• **Task to carry out**
Look through the lines below and extract any with the word "this".

===============

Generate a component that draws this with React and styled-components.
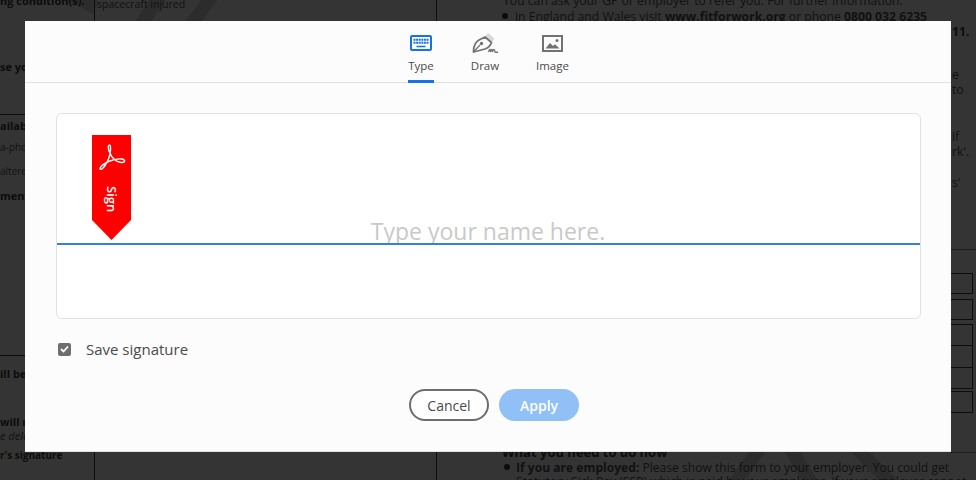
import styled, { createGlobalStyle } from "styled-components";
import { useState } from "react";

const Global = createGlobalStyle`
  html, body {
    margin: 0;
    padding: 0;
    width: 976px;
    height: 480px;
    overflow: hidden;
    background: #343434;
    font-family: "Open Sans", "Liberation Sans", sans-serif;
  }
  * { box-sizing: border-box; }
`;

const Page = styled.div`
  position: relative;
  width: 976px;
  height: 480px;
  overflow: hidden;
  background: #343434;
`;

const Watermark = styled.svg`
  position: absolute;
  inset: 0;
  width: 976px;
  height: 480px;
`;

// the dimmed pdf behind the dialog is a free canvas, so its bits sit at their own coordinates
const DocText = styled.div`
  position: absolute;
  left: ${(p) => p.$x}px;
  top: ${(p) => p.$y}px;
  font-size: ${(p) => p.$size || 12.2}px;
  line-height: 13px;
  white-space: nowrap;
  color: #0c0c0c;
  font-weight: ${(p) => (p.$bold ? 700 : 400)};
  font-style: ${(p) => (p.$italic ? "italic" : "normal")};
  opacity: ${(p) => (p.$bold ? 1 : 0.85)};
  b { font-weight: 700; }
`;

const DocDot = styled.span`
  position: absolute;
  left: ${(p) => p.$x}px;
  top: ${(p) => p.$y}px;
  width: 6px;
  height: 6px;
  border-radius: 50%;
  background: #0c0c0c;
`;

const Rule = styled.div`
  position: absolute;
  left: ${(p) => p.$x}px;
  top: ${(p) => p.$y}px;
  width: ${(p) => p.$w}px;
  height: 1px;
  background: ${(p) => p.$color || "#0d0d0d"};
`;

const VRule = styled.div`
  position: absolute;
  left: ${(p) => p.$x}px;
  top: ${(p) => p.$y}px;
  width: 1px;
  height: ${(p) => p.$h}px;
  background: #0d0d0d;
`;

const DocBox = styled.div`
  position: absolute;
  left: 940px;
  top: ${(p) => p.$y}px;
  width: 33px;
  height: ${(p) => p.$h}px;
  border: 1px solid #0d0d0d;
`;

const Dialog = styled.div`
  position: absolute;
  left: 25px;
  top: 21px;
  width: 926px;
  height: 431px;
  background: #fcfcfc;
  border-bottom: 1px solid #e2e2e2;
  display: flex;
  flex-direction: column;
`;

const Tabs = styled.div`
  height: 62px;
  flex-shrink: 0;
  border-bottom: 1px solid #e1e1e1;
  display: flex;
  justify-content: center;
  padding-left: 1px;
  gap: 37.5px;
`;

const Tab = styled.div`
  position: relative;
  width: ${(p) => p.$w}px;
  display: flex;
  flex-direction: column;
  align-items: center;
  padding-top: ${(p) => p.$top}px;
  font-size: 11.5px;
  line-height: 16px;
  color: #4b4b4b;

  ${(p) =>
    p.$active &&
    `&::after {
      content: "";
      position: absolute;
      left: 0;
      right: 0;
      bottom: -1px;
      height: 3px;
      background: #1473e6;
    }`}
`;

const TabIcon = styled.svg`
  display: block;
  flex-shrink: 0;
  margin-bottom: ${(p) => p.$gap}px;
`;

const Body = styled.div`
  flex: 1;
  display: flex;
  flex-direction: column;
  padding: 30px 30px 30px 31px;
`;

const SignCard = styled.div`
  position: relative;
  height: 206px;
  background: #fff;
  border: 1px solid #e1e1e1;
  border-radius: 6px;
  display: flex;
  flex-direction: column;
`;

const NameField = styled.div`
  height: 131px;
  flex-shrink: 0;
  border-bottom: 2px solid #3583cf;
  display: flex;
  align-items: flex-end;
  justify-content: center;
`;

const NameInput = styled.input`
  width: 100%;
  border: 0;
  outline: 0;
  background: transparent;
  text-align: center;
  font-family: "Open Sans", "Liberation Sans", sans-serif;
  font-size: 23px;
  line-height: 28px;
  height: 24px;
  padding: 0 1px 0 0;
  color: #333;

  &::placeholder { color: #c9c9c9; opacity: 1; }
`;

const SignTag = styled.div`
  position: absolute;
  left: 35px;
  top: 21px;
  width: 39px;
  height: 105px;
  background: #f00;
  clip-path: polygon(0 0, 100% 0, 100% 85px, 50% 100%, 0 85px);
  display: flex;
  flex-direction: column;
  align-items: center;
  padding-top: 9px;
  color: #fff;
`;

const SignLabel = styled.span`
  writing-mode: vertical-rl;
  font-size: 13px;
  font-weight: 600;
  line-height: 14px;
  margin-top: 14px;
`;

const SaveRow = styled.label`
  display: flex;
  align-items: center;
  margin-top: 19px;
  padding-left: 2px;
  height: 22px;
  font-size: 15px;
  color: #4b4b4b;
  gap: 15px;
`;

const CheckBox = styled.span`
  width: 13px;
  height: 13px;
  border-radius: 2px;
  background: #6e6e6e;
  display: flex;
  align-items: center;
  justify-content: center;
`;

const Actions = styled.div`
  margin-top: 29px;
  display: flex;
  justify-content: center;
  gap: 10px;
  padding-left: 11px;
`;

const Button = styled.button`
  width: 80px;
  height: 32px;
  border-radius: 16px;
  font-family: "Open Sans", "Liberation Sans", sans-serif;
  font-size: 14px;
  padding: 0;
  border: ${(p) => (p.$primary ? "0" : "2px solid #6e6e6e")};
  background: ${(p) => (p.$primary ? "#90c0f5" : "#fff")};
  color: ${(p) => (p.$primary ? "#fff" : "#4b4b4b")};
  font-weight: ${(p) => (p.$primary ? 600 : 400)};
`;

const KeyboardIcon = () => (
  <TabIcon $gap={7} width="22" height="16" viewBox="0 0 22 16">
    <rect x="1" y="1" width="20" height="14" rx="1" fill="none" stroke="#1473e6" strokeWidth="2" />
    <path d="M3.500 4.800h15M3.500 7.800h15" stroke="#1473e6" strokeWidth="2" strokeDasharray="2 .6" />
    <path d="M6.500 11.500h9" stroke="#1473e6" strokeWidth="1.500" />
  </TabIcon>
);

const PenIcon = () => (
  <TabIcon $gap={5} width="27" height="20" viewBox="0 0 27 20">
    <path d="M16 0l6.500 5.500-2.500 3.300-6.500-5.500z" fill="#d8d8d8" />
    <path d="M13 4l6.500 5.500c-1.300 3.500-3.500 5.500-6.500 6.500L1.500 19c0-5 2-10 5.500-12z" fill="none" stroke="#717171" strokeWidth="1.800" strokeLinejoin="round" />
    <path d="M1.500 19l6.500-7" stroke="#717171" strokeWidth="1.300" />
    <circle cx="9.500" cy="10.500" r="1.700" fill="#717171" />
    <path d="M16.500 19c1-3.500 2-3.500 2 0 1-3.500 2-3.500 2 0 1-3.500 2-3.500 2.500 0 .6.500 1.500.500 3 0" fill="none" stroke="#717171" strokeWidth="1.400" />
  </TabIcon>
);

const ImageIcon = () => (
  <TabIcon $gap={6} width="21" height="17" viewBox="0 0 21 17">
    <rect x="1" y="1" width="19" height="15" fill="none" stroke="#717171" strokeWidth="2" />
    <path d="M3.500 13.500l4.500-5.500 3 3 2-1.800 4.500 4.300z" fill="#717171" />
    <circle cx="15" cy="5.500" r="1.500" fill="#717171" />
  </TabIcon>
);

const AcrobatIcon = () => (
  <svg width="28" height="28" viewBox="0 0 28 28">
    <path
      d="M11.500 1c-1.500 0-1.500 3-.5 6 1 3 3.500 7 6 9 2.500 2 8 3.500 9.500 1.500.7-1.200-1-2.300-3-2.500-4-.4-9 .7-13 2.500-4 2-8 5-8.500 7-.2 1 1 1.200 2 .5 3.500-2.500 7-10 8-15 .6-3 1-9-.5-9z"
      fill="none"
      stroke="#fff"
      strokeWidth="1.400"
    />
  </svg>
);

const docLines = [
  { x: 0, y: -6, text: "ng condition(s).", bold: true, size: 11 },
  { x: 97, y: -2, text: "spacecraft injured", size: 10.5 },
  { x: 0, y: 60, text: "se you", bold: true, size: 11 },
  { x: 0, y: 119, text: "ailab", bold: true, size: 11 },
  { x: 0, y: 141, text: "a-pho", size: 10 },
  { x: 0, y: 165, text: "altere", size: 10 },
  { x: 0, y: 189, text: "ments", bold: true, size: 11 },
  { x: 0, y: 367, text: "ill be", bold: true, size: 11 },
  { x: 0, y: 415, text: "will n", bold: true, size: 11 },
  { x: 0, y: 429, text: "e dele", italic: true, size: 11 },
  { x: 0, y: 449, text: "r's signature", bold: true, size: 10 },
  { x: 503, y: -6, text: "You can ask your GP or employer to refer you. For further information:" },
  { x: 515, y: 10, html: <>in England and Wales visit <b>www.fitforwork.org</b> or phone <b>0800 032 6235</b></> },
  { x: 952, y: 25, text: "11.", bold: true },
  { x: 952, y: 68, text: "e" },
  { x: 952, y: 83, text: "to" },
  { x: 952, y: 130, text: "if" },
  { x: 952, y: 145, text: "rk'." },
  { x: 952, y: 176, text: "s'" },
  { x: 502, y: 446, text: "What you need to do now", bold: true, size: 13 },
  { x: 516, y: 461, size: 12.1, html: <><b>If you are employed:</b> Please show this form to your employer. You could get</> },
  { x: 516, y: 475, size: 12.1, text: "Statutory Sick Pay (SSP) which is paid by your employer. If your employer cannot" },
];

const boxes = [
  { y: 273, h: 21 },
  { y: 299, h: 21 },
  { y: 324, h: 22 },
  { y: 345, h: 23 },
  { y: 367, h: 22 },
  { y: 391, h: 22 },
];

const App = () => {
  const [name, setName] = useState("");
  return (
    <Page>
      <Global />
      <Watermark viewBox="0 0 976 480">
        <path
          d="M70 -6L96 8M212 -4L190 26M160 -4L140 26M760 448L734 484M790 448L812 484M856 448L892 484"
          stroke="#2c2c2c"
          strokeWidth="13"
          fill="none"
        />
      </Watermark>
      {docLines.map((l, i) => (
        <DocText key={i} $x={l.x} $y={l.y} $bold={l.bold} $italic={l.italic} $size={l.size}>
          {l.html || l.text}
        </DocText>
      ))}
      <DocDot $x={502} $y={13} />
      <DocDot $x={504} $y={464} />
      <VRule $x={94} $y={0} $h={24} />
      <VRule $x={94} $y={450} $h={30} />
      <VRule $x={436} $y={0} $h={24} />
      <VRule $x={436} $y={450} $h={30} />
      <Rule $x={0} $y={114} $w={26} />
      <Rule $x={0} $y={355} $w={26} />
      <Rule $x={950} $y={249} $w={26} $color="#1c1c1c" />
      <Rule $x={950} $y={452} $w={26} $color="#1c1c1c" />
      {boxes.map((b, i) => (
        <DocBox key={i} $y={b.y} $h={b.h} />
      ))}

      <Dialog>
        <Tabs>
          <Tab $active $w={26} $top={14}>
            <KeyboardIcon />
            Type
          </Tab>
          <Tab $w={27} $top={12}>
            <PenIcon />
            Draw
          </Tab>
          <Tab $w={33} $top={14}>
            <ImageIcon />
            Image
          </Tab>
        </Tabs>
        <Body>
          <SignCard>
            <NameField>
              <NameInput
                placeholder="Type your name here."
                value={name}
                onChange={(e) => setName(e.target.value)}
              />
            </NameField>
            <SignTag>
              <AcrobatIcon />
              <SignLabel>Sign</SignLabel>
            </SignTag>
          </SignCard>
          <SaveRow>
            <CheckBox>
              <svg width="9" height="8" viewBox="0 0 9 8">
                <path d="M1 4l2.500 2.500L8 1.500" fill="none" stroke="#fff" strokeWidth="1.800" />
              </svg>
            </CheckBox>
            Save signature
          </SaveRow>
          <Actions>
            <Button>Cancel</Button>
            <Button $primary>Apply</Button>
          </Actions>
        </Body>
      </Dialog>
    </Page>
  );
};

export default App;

===============

• **Exercise answer**
Generate a component that draws this with React and styled-components.
  { x: 516, y: 461, size: 12.1, html: <><b>If you are employed:</b> Please show this form to your employer. You could get</> },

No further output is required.